Write out the data again in full, exactly as it reads.

------------------------------------------------

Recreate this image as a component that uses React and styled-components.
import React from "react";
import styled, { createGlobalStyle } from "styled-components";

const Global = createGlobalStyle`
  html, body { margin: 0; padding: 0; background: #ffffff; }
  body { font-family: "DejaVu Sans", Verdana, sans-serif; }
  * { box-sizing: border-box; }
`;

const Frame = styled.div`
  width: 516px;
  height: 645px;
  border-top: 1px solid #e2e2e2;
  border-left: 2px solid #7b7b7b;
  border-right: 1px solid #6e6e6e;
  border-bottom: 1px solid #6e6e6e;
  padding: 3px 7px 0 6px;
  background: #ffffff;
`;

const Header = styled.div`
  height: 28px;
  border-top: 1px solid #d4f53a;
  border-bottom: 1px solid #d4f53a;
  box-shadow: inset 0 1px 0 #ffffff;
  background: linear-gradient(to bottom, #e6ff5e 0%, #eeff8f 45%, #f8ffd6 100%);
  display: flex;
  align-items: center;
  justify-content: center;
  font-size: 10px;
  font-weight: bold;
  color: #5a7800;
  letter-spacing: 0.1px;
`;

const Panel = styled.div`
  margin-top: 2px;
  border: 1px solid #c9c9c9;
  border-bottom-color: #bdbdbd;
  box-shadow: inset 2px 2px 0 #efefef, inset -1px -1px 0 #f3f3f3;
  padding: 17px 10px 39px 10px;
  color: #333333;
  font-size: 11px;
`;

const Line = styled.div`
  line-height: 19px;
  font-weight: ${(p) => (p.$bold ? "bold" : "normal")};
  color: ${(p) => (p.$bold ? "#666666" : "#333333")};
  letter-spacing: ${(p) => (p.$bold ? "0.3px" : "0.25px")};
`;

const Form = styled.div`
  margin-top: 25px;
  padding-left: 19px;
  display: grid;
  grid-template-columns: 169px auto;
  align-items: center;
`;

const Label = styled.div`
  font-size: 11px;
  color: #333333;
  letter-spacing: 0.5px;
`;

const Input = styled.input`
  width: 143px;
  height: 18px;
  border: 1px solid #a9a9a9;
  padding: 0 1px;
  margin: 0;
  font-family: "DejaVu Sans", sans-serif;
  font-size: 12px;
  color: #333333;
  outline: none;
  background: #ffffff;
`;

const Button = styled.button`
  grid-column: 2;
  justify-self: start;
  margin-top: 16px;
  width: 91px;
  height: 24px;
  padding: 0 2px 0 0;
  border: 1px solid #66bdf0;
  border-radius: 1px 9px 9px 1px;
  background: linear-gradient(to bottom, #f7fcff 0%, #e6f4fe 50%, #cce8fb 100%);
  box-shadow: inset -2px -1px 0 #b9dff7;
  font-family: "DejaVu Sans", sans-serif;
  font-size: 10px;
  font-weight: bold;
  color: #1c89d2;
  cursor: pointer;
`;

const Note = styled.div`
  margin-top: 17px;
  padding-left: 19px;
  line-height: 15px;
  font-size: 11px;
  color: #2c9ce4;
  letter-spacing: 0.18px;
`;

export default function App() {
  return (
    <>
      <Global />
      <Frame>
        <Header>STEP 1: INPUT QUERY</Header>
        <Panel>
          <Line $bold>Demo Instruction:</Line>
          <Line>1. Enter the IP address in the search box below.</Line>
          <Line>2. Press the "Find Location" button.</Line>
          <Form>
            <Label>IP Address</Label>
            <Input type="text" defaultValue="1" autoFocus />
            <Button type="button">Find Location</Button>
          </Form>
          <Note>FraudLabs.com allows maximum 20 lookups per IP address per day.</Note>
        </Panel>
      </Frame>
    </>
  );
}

------------------------------------------------

* TASK RESULT:
Recreate this image as a component that uses React and styled-components.
import React from "react";
import styled, { createGlobalStyle } from "styled-components";

const Global = createGlobalStyle`
  html, body { margin: 0; padding: 0; background: #ffffff; }
  body { font-family: "DejaVu Sans", Verdana, sans-serif; }
  * { box-sizing: border-box; }
`;

const Frame = styled.div`
  width: 516px;
  height: 645px;
  border-top: 1px solid #e2e2e2;
  border-left: 2px solid #7b7b7b;
  border-right: 1px solid #6e6e6e;
  border-bottom: 1px solid #6e6e6e;
  padding: 3px 7px 0 6px;
  background: #ffffff;
`;

const Header = styled.div`
  height: 28px;
  border-top: 1px solid #d4f53a;
  border-bottom: 1px solid #d4f53a;
  box-shadow: inset 0 1px 0 #ffffff;
  background: linear-gradient(to bottom, #e6ff5e 0%, #eeff8f 45%, #f8ffd6 100%);
  display: flex;
  align-items: center;
  justify-content: center;
  font-size: 10px;
  font-weight: bold;
  color: #5a7800;
  letter-spacing: 0.1px;
`;

const Panel = styled.div`
  margin-top: 2px;
  border: 1px solid #c9c9c9;
  border-bottom-color: #bdbdbd;
  box-shadow: inset 2px 2px 0 #efefef, inset -1px -1px 0 #f3f3f3;
  padding: 17px 10px 39px 10px;
  color: #333333;
  font-size: 11px;
`;

const Line = styled.div`
  line-height: 19px;
  font-weight: ${(p) => (p.$bold ? "bold" : "normal")};
  color: ${(p) => (p.$bold ? "#666666" : "#333333")};
  letter-spacing: ${(p) => (p.$bold ? "0.3px" : "0.25px")};
`;

const Form = styled.div`
  margin-top: 25px;
  padding-left: 19px;
  display: grid;
  grid-template-columns: 169px auto;
  align-items: center;
`;

const Label = styled.div`
  font-size: 11px;
  color: #333333;
  letter-spacing: 0.5px;
`;

const Input = styled.input`
  width: 143px;
  height: 18px;
  border: 1px solid #a9a9a9;
  padding: 0 1px;
  margin: 0;
  font-family: "DejaVu Sans", sans-serif;
  font-size: 12px;
  color: #333333;
  outline: none;
  background: #ffffff;
`;

const Button = styled.button`
  grid-column: 2;
  justify-self: start;
  margin-top: 16px;
  width: 91px;
  height: 24px;
  padding: 0 2px 0 0;
  border: 1px solid #66bdf0;
  border-radius: 1px 9px 9px 1px;
  background: linear-gradient(to bottom, #f7fcff 0%, #e6f4fe 50%, #cce8fb 100%);
  box-shadow: inset -2px -1px 0 #b9dff7;
  font-family: "DejaVu Sans", sans-serif;
  font-size: 10px;
  font-weight: bold;
  color: #1c89d2;
  cursor: pointer;
`;

const Note = styled.div`
  margin-top: 17px;
  padding-left: 19px;
  line-height: 15px;
  font-size: 11px;
  color: #2c9ce4;
  letter-spacing: 0.18px;
`;

export default function App() {
  return (
    <>
      <Global />
      <Frame>
        <Header>STEP 1: INPUT QUERY</Header>
        <Panel>
          <Line $bold>Demo Instruction:</Line>
          <Line>1. Enter the IP address in the search box below.</Line>
          <Line>2. Press the "Find Location" button.</Line>
          <Form>
            <Label>IP Address</Label>
            <Input type="text" defaultValue="1" autoFocus />
            <Button type="button">Find Location</Button>
          </Form>
          <Note>FraudLabs.com allows maximum 20 lookups per IP address per day.</Note>
        </Panel>
      </Frame>
    </>
  );
}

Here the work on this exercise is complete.